▸ WHAT YOU ARE ASKED TO DO: Scan the data below for the string "this". Show every line where it turns up.

Start of PROVIDED DATA

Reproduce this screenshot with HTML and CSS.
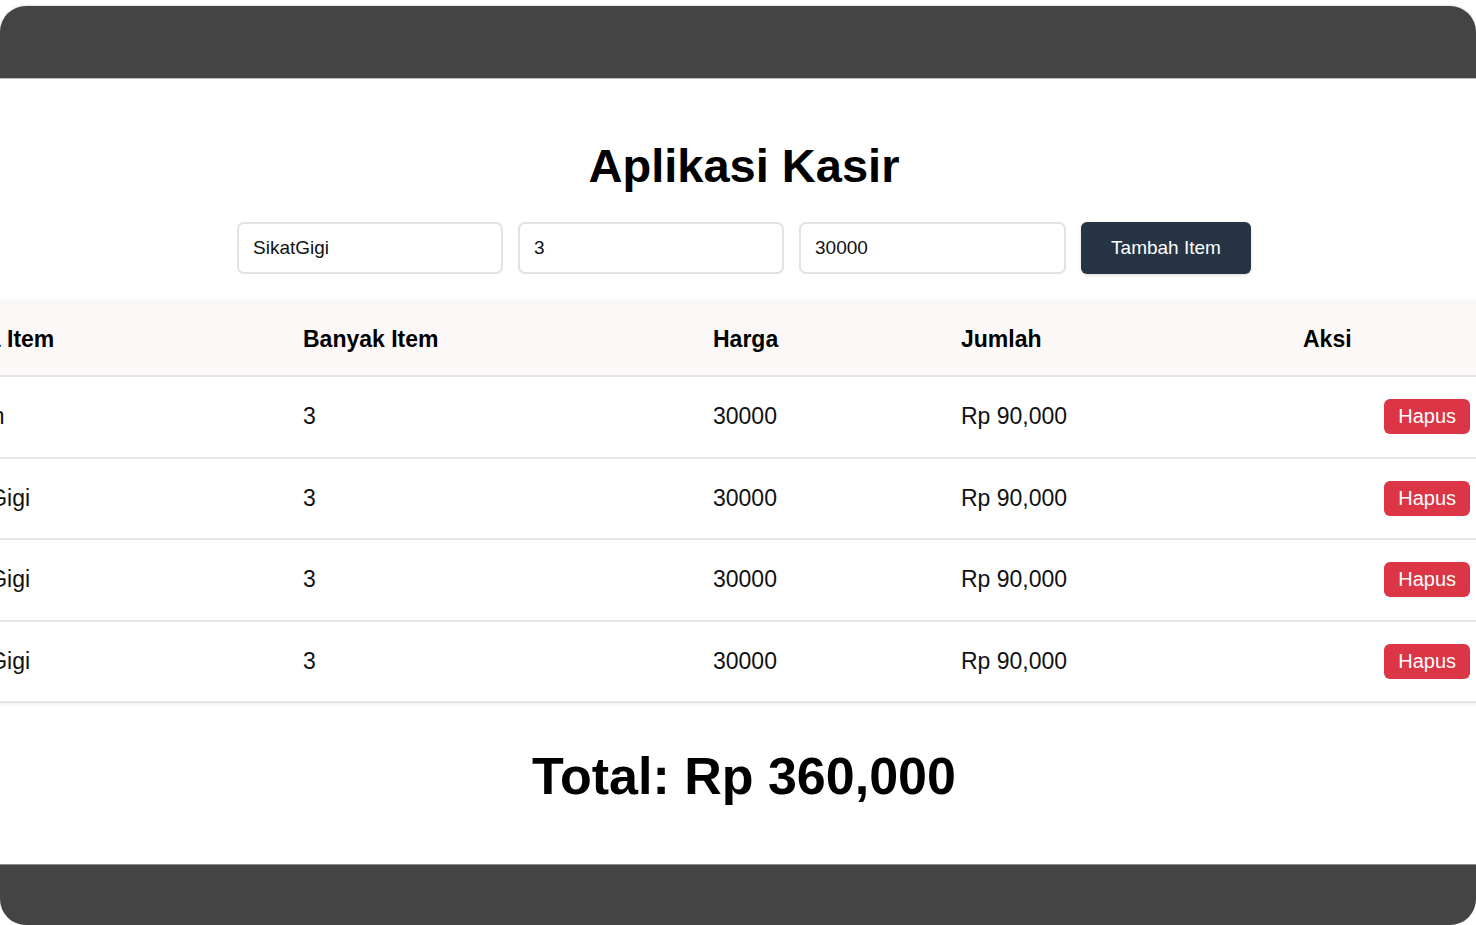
FILE: index.html
```html
<!DOCTYPE html>
<html lang="id">
<head>
<meta charset="utf-8">
<title>Aplikasi Kasir</title>
<link rel="stylesheet" href="styles.css">
</head>
<body>
<div class="device">
  <div class="screen">
    <div class="content">
      <h1 class="title">Aplikasi Kasir</h1>
      <div class="form-row">
        <input class="field" type="text" value="SikatGigi">
        <input class="field" type="text" value="3">
        <input class="field field-wide" type="text" value="30000">
        <button class="btn-add">Tambah Item</button>
      </div>
      <table class="items">
        <colgroup>
          <col class="c-name"><col class="c-qty"><col class="c-price"><col class="c-sum"><col class="c-act">
        </colgroup>
        <thead>
          <tr><th>Nama Item</th><th>Banyak Item</th><th>Harga</th><th>Jumlah</th><th>Aksi</th></tr>
        </thead>
        <tbody>
          <tr><td>Sabun</td><td>3</td><td>30000</td><td>Rp 90,000</td><td class="act"><button class="btn-del">Hapus</button></td></tr>
          <tr><td>SikatGigi</td><td>3</td><td>30000</td><td>Rp 90,000</td><td class="act"><button class="btn-del">Hapus</button></td></tr>
          <tr><td>SikatGigi</td><td>3</td><td>30000</td><td>Rp 90,000</td><td class="act"><button class="btn-del">Hapus</button></td></tr>
          <tr><td>SikatGigi</td><td>3</td><td>30000</td><td>Rp 90,000</td><td class="act"><button class="btn-del">Hapus</button></td></tr>
        </tbody>
      </table>
      <h2 class="total">Total: Rp 360,000</h2>
    </div>
  </div>
</div>
</body>
</html>
```
FILE: styles.css
```css
html, body {
  margin: 0;
  padding: 0;
  background: #ffffff;
  font-family: "Liberation Sans", Arial, sans-serif;
}
.device {
  margin-top: 6px;
  height: 919px;
  box-sizing: border-box;
  background: #444444;
  border-radius: 26px;
  padding: 72px 0 60px;
  box-shadow: 0 -1px 2px rgba(0,0,0,0.12);
  overflow: hidden;
}
.screen {
  height: 787px;
  background: #ffffff;
  overflow: hidden;
  border-top: 1px solid #bdbdbd;
  border-bottom: 1px solid #8a8a8a;
  box-sizing: border-box;
}
.content {
  padding-left: 12px;
  display: flex;
  flex-direction: column;
  align-items: center;
}
.title {
  margin: 60px 0 0;
  font-size: 47px;
  line-height: 53px;
  font-weight: bold;
  color: #000;
}
.form-row {
  display: flex;
  gap: 15px;
  margin-top: 30px;
}
.field {
  width: 266px;
  height: 52px;
  box-sizing: border-box;
  border: 2px solid #e2e2e2;
  border-radius: 7px;
  padding: 0 14px;
  font-family: "Liberation Sans", Arial, sans-serif;
  font-size: 19px;
  color: #111;
  background: #fff;
}
.field-wide { width: 267px; }
.btn-add {
  width: 170px;
  height: 52px;
  border: none;
  border-radius: 6px;
  background: #263445;
  color: #fff;
  font-family: "Liberation Sans", Arial, sans-serif;
  font-size: 19px;
  box-shadow: 0 1px 3px rgba(0,0,0,0.15);
}
.items {
  align-self: flex-start;
  margin: 29px 0 0 -91px;
  width: 1566px;
  table-layout: fixed;
  border-collapse: collapse;
  font-size: 23px;
  color: #111;
  box-shadow: 0 0 6px rgba(0,0,0,0.09);
}
.c-name { width: 365px; }
.c-qty { width: 410px; }
.c-price { width: 248px; }
.c-sum { width: 342px; }
.c-act { width: 201px; }
.items th {
  height: 72px;
  padding: 0 17px;
  text-align: left;
  font-weight: bold;
  background: #fdf8f8;
  border-bottom: 2px solid #e4e4e4;
  color: #000;
}
.items td {
  height: 79.5px;
  padding: 0 17px;
  border-bottom: 2px solid #e6e6e6;
  vertical-align: middle;
  white-space: nowrap;
}
.items td.act { text-align: right; }
.btn-del {
  height: 35px;
  padding: 0 14px;
  border: none;
  border-radius: 6px;
  background: #dc3545;
  color: #fff;
  font-family: "Liberation Sans", Arial, sans-serif;
  font-size: 20px;
}
.total {
  margin: 44px 0 0;
  font-size: 52px;
  line-height: 59px;
  font-weight: bold;
  color: #000;
}
```
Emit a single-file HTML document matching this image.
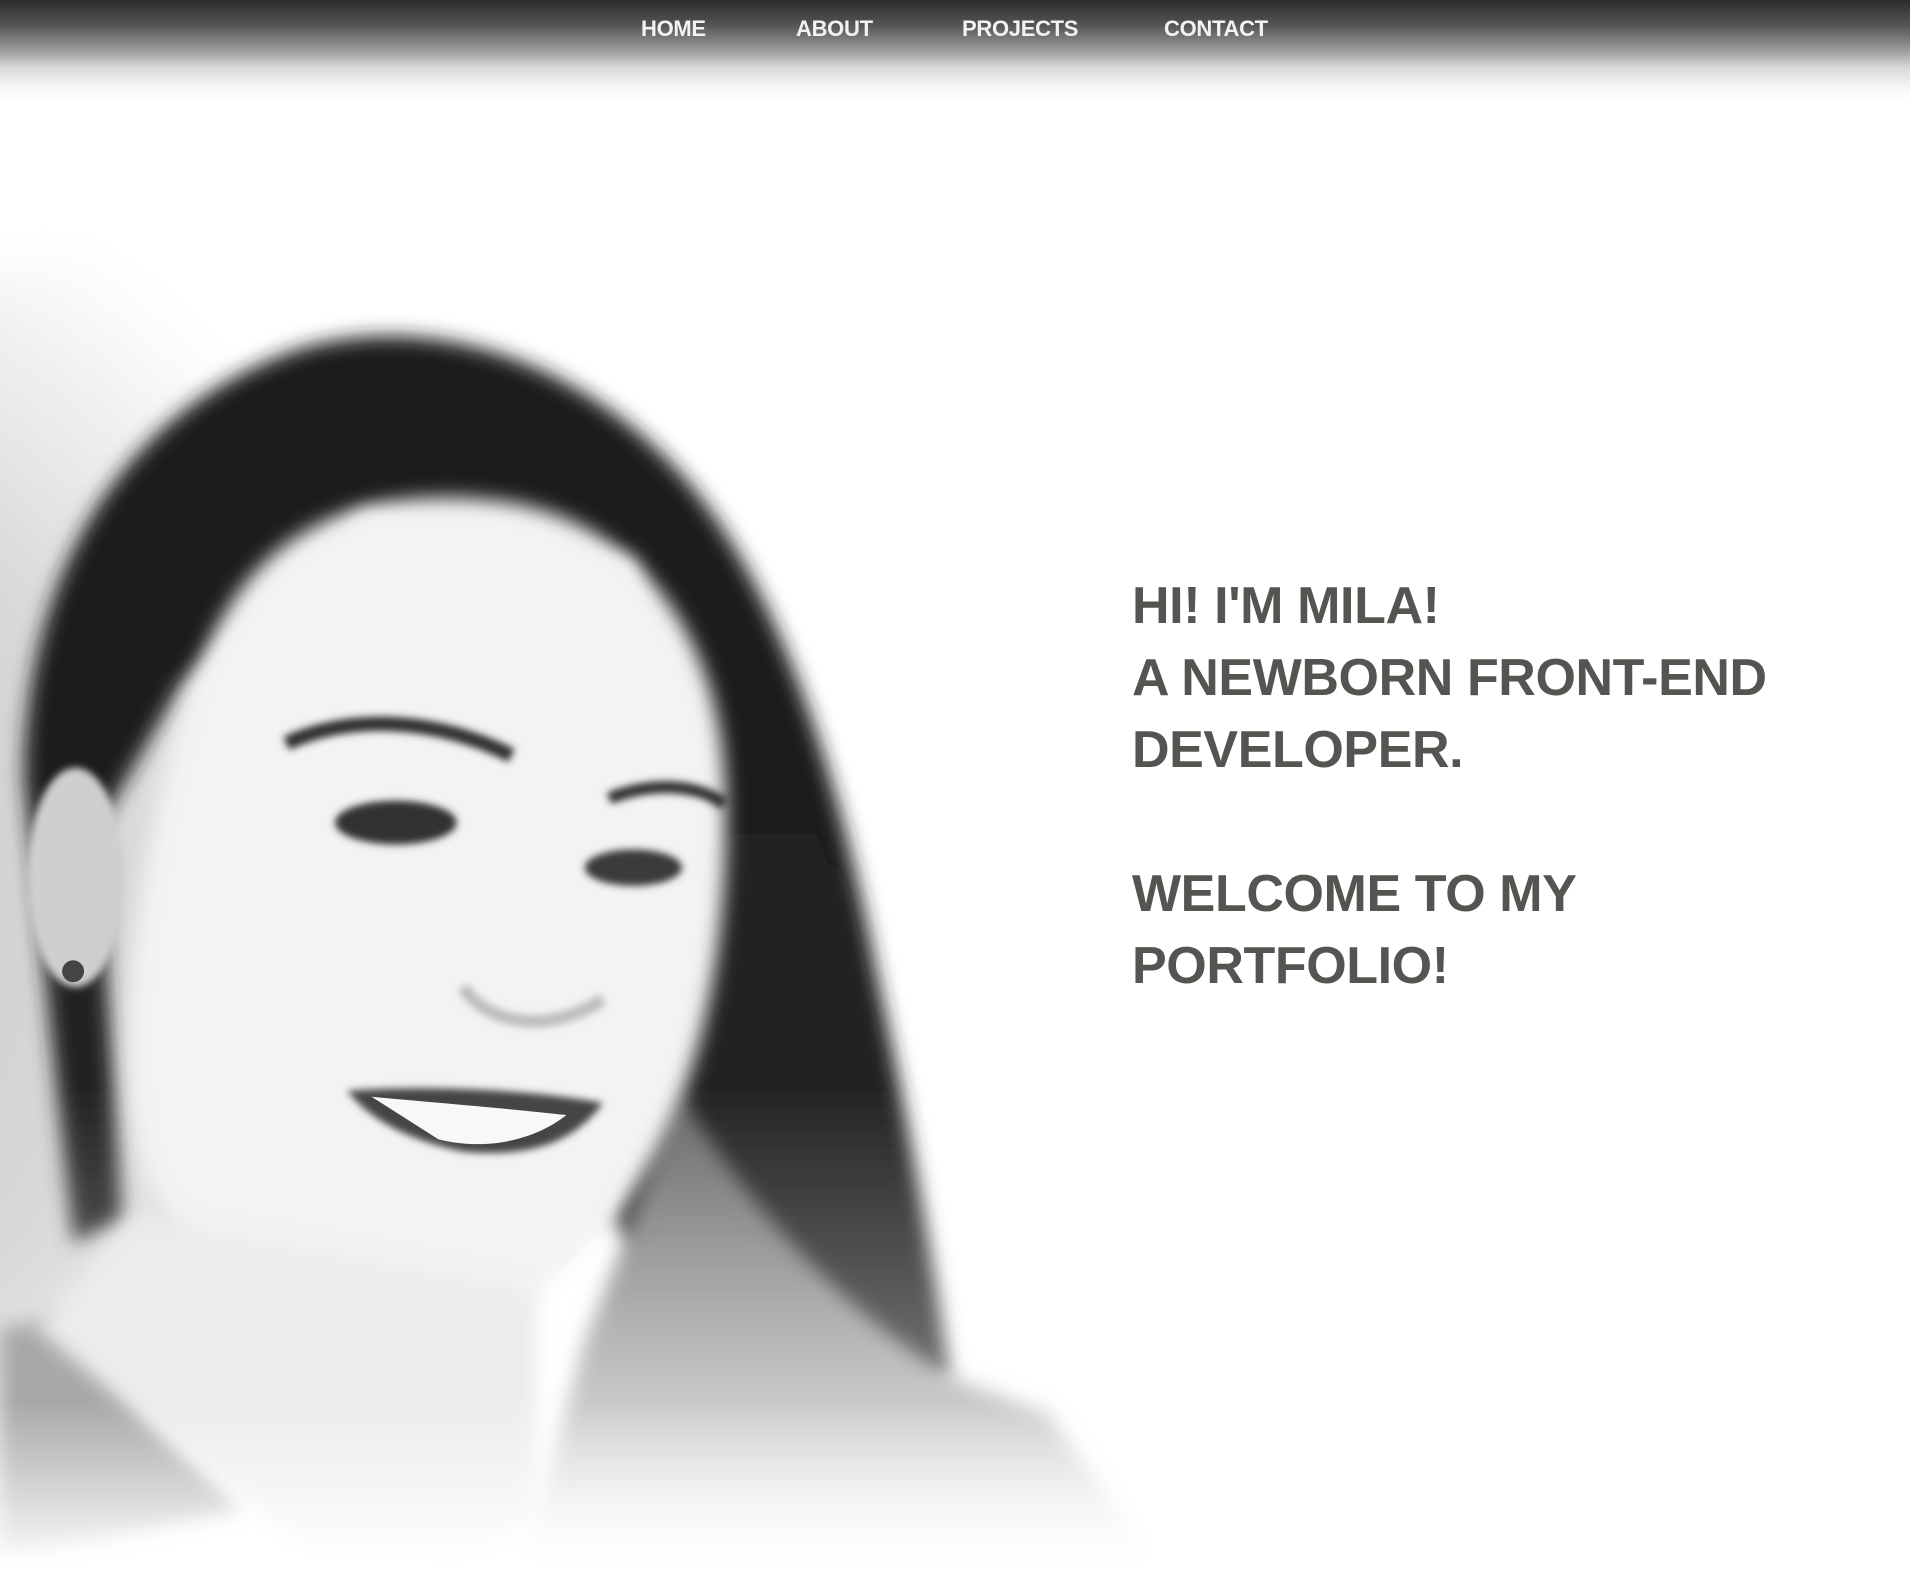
<!DOCTYPE html>
<html><head><meta charset="utf-8">
<style>
html,body{margin:0;padding:0;background:#fff;}
body{width:1910px;height:1572px;position:relative;overflow:hidden;font-family:"Liberation Sans",Arial,sans-serif;}
.hdr{position:absolute;left:0;top:0;width:1910px;height:100px;background:linear-gradient(#2b2b2b 0%,#555 25%,#9a9a9a 50%,#d9d9d9 68%,#f3f3f3 85%,#fff 100%);z-index:2;}
.nav{position:absolute;top:16px;font-size:22px;font-weight:bold;color:#f2f2f2;z-index:3;letter-spacing:-0.3px;}
.photo{position:absolute;left:0;top:0;width:1910px;height:1572px;z-index:1;}
.txt{position:absolute;left:1132px;top:570px;font-size:52px;line-height:72px;font-weight:bold;color:#545450;z-index:3;letter-spacing:-0.4px;}
</style></head><body>
<div class="hdr"></div>
<div class="nav" style="left:641px">HOME</div>
<div class="nav" style="left:796px">ABOUT</div>
<div class="nav" style="left:962px">PROJECTS</div>
<div class="nav" style="left:1164px">CONTACT</div>
<svg class="photo" viewBox="0 0 1568 1290" preserveAspectRatio="none">
<defs>
<filter id="b20" filterUnits="userSpaceOnUse" x="-200" y="-200" width="2000" height="1700"><feGaussianBlur stdDeviation="20"/></filter>
<filter id="b8" filterUnits="userSpaceOnUse" x="-200" y="-200" width="2000" height="1700"><feGaussianBlur stdDeviation="8"/></filter>
<filter id="b3" filterUnits="userSpaceOnUse" x="-200" y="-200" width="2000" height="1700"><feGaussianBlur stdDeviation="3"/></filter>
<radialGradient id="bg" cx="0.1" cy="0.5" r="0.6">
<stop offset="0" stop-color="#c4c4c4"/><stop offset="0.6" stop-color="#d8d8d8"/><stop offset="1" stop-color="#fff"/></radialGradient>
<linearGradient id="fade" x1="0" y1="0" x2="0" y2="1">
<stop offset="0" stop-color="#fff" stop-opacity="0"/><stop offset="1" stop-color="#fff" stop-opacity="1"/></linearGradient>
<linearGradient id="hairg" gradientUnits="userSpaceOnUse" x1="0" y1="280" x2="0" y2="1150">
<stop offset="0" stop-color="#1a1a1a"/><stop offset="0.7" stop-color="#222"/><stop offset="1" stop-color="#777"/></linearGradient>
<linearGradient id="shirt" gradientUnits="userSpaceOnUse" x1="0" y1="900" x2="0" y2="1285">
<stop offset="0" stop-color="#6a6a6a"/><stop offset="0.5" stop-color="#b5b5b5"/><stop offset="1" stop-color="#f5f5f5"/></linearGradient>
</defs>
<ellipse cx="150" cy="760" rx="560" ry="560" fill="url(#bg)" filter="url(#b20)"/>
<path d="M20 640 C20 460 110 330 250 285 C360 255 480 300 560 390 C640 480 690 640 720 800 C750 940 770 1060 780 1130 L700 1150 L600 1100 L500 1000 L560 700 L520 460 L300 420 L150 560 L80 680 L100 1000 L60 1020 Z" fill="url(#hairg)" filter="url(#b8)"/>
<path d="M560 900 C620 1000 700 1080 780 1130 L860 1160 L950 1285 L430 1285 L480 1100 Z" fill="url(#shirt)" filter="url(#b8)"/>
<path d="M0 1090 L60 1080 L120 1160 L200 1240 L0 1280 Z" fill="#a8a8a8" filter="url(#b8)"/>
<path d="M160 560 C200 430 300 400 400 410 C520 420 590 520 595 640 C600 760 580 880 530 960 C480 1040 420 1090 350 1100 C250 1110 170 1060 120 960 C90 880 110 700 160 560 Z" fill="#f3f3f3" filter="url(#b8)"/>
<path d="M110 1000 L440 1060 L440 1250 L380 1280 L250 1270 L160 1200 L30 1090 Z" fill="#ececec" filter="url(#b8)"/>
<ellipse cx="62" cy="720" rx="40" ry="90" fill="#cfcfcf" filter="url(#b3)"/>
<circle cx="60" cy="797" r="9" fill="#444"/>
<path d="M235 610 C290 585 360 590 420 620" stroke="#333" stroke-width="12" fill="none" filter="url(#b3)"/>
<path d="M500 655 C540 640 575 645 595 660" stroke="#333" stroke-width="10" fill="none" filter="url(#b3)"/>
<ellipse cx="325" cy="675" rx="50" ry="18" fill="#333" filter="url(#b3)"/>
<ellipse cx="520" cy="712" rx="40" ry="15" fill="#3a3a3a" filter="url(#b3)"/>
<path d="M380 810 C400 840 450 850 495 820" stroke="#bbb" stroke-width="10" fill="none" filter="url(#b3)"/>
<path d="M285 895 C360 890 440 895 495 905 C470 940 430 950 380 945 C330 935 300 915 285 895 Z" fill="#444" filter="url(#b3)"/>
<path d="M305 900 C360 905 420 910 465 915 C440 935 400 945 360 935 Z" fill="#f8f8f8"/>
<rect x="0" y="1150" width="1000" height="140" fill="url(#fade)"/>
</svg>
<div class="txt">HI! I'M MILA!<br>A NEWBORN FRONT-END<br>DEVELOPER.<br><br>WELCOME TO MY<br>PORTFOLIO!</div>
</body></html>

End of PROVIDED DATA

▸ REPLY TO THE EXERCISE:
Reproduce this screenshot with HTML and CSS.
Emit a single-file HTML document matching this image.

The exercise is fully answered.